Costs can be fixed or variable. Fixed costs are expenses that the business will incur regardless of the season or volume produced. They include both fixed operating and non-operating costs such as permanent wages, overheads, depreciation and finance costs. Variable costs are direct input costs that vary with the season or volume produced such as fuel, repairs, fertiliser, livestock purchases, supplementary feed, animal health, seed, casual wages, freight costs, levies etcetera.

Given the variability in seasonal conditions, farm businesses need to have strategies in place to manage their cost structure. This provides for the flexibility to maximise production opportunity through additional expenditure in the favourable seasons and minimise costs in the poor seasons.

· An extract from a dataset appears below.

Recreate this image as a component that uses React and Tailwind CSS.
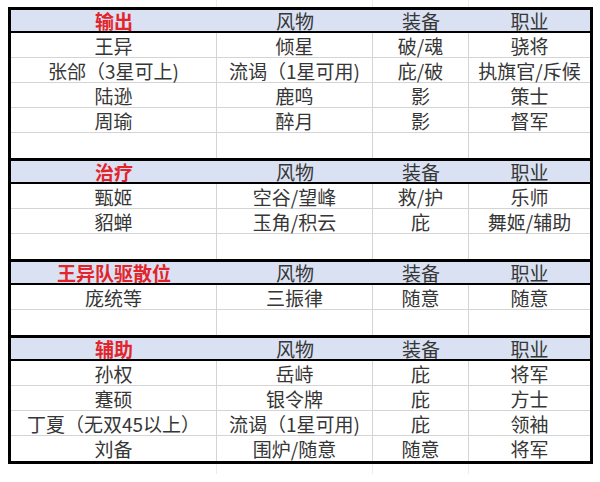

A farm business with a high proportion of fixed costs is at greater risk in areas of volatile seasonal production than a business with low fixed costs. Businesses with low fixed costs are able to buffer a series of low return years more easily. Farm business managers need to be acutely aware of this when considering additional land, machinery or other capital purchases as the interest and capital allowance expenses will be incurred regardless of how favourable future seasons are.

Assessing business decisions

Farm business managers should calculate the return on investment (ROI) for every option when considering an investment decision.

Return on investment (ROI) = profit / cost of investment

When considering an investment in a new technology or upgrade calculate the expected cost savings or increased production value first so you can work how much you can spend to justify the investment or the payback period of the investment.